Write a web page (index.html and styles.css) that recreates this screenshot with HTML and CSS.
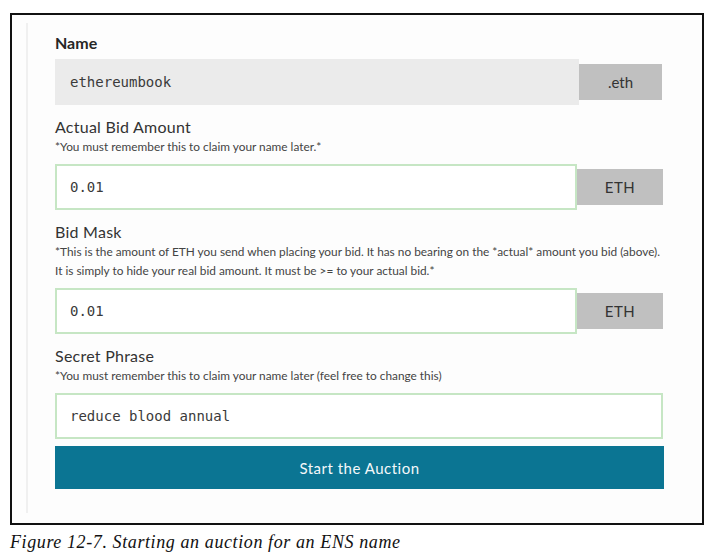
FILE: index.html
```html
<!DOCTYPE html>
<html>
<head>
<meta charset="utf-8">
<link rel="stylesheet" href="styles.css">
</head>
<body>
<figure class="figure">
  <div class="frame">
    <div class="panel">
      <form class="form">
        <div class="field field-name">
          <label class="label label-strong">Name</label>
          <div class="row">
            <input class="input input-plain" value="ethereumbook">
            <span class="addon addon-name">.eth</span>
          </div>
        </div>
        <div class="field">
          <label class="label">Actual Bid Amount</label>
          <div class="hint">*You must remember this to claim your name later.*</div>
          <div class="row">
            <input class="input input-eth" value="0.01">
            <span class="addon addon-eth">ETH</span>
          </div>
        </div>
        <div class="field">
          <label class="label">Bid Mask</label>
          <div class="hint">*This is the amount of ETH you send when placing your bid. It has no bearing on the *actual* amount you bid (above).<br>It is simply to hide your real bid amount. It must be &gt;= to your actual bid.*</div>
          <div class="row">
            <input class="input input-eth" value="0.01">
            <span class="addon addon-eth">ETH</span>
          </div>
        </div>
        <div class="field">
          <label class="label">Secret Phrase</label>
          <div class="hint">*You must remember this to claim your name later (feel free to change this)</div>
          <div class="row">
            <input class="input input-full" value="reduce blood annual">
          </div>
        </div>
        <button type="button" class="submit">Start the Auction</button>
      </form>
    </div>
  </div>
  <figcaption class="caption">Figure 12-7. Starting an auction for an ENS name</figcaption>
</figure>
</body>
</html>
```

FILE: styles.css
```css
body {
  margin: 0;
  background: #fff;
}

.figure {
  margin: 0;
  padding: 13px 0 0 10px;
}

.frame {
  width: 694px;
  height: 512px;
  box-sizing: border-box;
  border: 2px solid #111;
  background: #fdfdfd;
  padding: 8px 0 10px 14px;
}

.panel {
  height: 100%;
  box-sizing: border-box;
  border-left: 2px solid #f0f0f0;
  padding: 10px 0 0 27px;
}

.form {
  width: 608px;
  display: flex;
  flex-direction: column;
  margin: 0;
}

.field {
  display: flex;
  flex-direction: column;
}

.field + .field {
  margin-top: 12px;
}

.label {
  font-family: Lato, "Liberation Sans", sans-serif;
  font-size: 16px;
  line-height: 20px;
  letter-spacing: 0.25px;
  color: #333;
}

.label-strong {
  font-weight: 700;
  letter-spacing: 0;
  color: #262626;
}

.hint {
  font-family: Lato, "Liberation Sans", sans-serif;
  font-size: 11.85px;
  line-height: 19px;
  color: #444;
  white-space: nowrap;
}

.row {
  display: flex;
  align-items: center;
  margin-top: 8px;
}

.field-name .row {
  margin-top: 6px;
}

.input {
  box-sizing: border-box;
  height: 46px;
  margin: 0;
  padding: 0 13px;
  border: 2px solid #c6e6c4;
  background: #fff;
  font-family: "DejaVu Sans Mono", monospace;
  font-size: 14px;
  color: #3a3a3a;
  outline: none;
  border-radius: 0;
}

.input-plain {
  width: 524px;
  border: none;
  padding: 0 15px;
  background: #ebebeb;
}

.input-eth {
  width: 522px;
}

.input-full {
  width: 609px;
}

.addon {
  display: flex;
  align-items: center;
  justify-content: center;
  height: 36px;
  background: #c0c0c0;
  font-family: Lato, "Liberation Sans", sans-serif;
  font-size: 15px;
  color: #333;
}

.addon-name {
  width: 83px;
}

.addon-eth {
  width: 86px;
  letter-spacing: 0.5px;
}

.submit {
  margin-top: 7px;
  height: 43px;
  width: 609px;
  border: none;
  background: #0b7593;
  color: #f4f8fa;
  font-family: Lato, "Liberation Sans", sans-serif;
  font-size: 15px;
  letter-spacing: 0.5px;
  padding: 0;
}

.caption {
  margin-top: 7px;
  font-family: "Liberation Serif", serif;
  font-style: italic;
  font-size: 18px;
  line-height: 20px;
  letter-spacing: 0.6px;
  color: #111;
}
```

*Work to complete*
Give back the whole listing as it stands, minus its pictures.

*Complete response*
Write a web page (index.html and styles.css) that recreates this screenshot with HTML and CSS.
FILE: index.html
```html
<!DOCTYPE html>
<html>
<head>
<meta charset="utf-8">
<link rel="stylesheet" href="styles.css">
</head>
<body>
<figure class="figure">
  <div class="frame">
    <div class="panel">
      <form class="form">
        <div class="field field-name">
          <label class="label label-strong">Name</label>
          <div class="row">
            <input class="input input-plain" value="ethereumbook">
            <span class="addon addon-name">.eth</span>
          </div>
        </div>
        <div class="field">
          <label class="label">Actual Bid Amount</label>
          <div class="hint">*You must remember this to claim your name later.*</div>
          <div class="row">
            <input class="input input-eth" value="0.01">
            <span class="addon addon-eth">ETH</span>
          </div>
        </div>
        <div class="field">
          <label class="label">Bid Mask</label>
          <div class="hint">*This is the amount of ETH you send when placing your bid. It has no bearing on the *actual* amount you bid (above).<br>It is simply to hide your real bid amount. It must be &gt;= to your actual bid.*</div>
          <div class="row">
            <input class="input input-eth" value="0.01">
            <span class="addon addon-eth">ETH</span>
          </div>
        </div>
        <div class="field">
          <label class="label">Secret Phrase</label>
          <div class="hint">*You must remember this to claim your name later (feel free to change this)</div>
          <div class="row">
            <input class="input input-full" value="reduce blood annual">
          </div>
        </div>
        <button type="button" class="submit">Start the Auction</button>
      </form>
    </div>
  </div>
  <figcaption class="caption">Figure 12-7. Starting an auction for an ENS name</figcaption>
</figure>
</body>
</html>
```

FILE: styles.css
```css
body {
  margin: 0;
  background: #fff;
}

.figure {
  margin: 0;
  padding: 13px 0 0 10px;
}

.frame {
  width: 694px;
  height: 512px;
  box-sizing: border-box;
  border: 2px solid #111;
  background: #fdfdfd;
  padding: 8px 0 10px 14px;
}

.panel {
  height: 100%;
  box-sizing: border-box;
  border-left: 2px solid #f0f0f0;
  padding: 10px 0 0 27px;
}

.form {
  width: 608px;
  display: flex;
  flex-direction: column;
  margin: 0;
}

.field {
  display: flex;
  flex-direction: column;
}

.field + .field {
  margin-top: 12px;
}

.label {
  font-family: Lato, "Liberation Sans", sans-serif;
  font-size: 16px;
  line-height: 20px;
  letter-spacing: 0.25px;
  color: #333;
}

.label-strong {
  font-weight: 700;
  letter-spacing: 0;
  color: #262626;
}

.hint {
  font-family: Lato, "Liberation Sans", sans-serif;
  font-size: 11.85px;
  line-height: 19px;
  color: #444;
  white-space: nowrap;
}

.row {
  display: flex;
  align-items: center;
  margin-top: 8px;
}

.field-name .row {
  margin-top: 6px;
}

.input {
  box-sizing: border-box;
  height: 46px;
  margin: 0;
  padding: 0 13px;
  border: 2px solid #c6e6c4;
  background: #fff;
  font-family: "DejaVu Sans Mono", monospace;
  font-size: 14px;
  color: #3a3a3a;
  outline: none;
  border-radius: 0;
}

.input-plain {
  width: 524px;
  border: none;
  padding: 0 15px;
  background: #ebebeb;
}

.input-eth {
  width: 522px;
}

.input-full {
  width: 609px;
}

.addon {
  display: flex;
  align-items: center;
  justify-content: center;
  height: 36px;
  background: #c0c0c0;
  font-family: Lato, "Liberation Sans", sans-serif;
  font-size: 15px;
  color: #333;
}

.addon-name {
  width: 83px;
}

.addon-eth {
  width: 86px;
  letter-spacing: 0.5px;
}

.submit {
  margin-top: 7px;
  height: 43px;
  width: 609px;
  border: none;
  background: #0b7593;
  color: #f4f8fa;
  font-family: Lato, "Liberation Sans", sans-serif;
  font-size: 15px;
  letter-spacing: 0.5px;
  padding: 0;
}

.caption {
  margin-top: 7px;
  font-family: "Liberation Serif", serif;
  font-style: italic;
  font-size: 18px;
  line-height: 20px;
  letter-spacing: 0.6px;
  color: #111;
}
```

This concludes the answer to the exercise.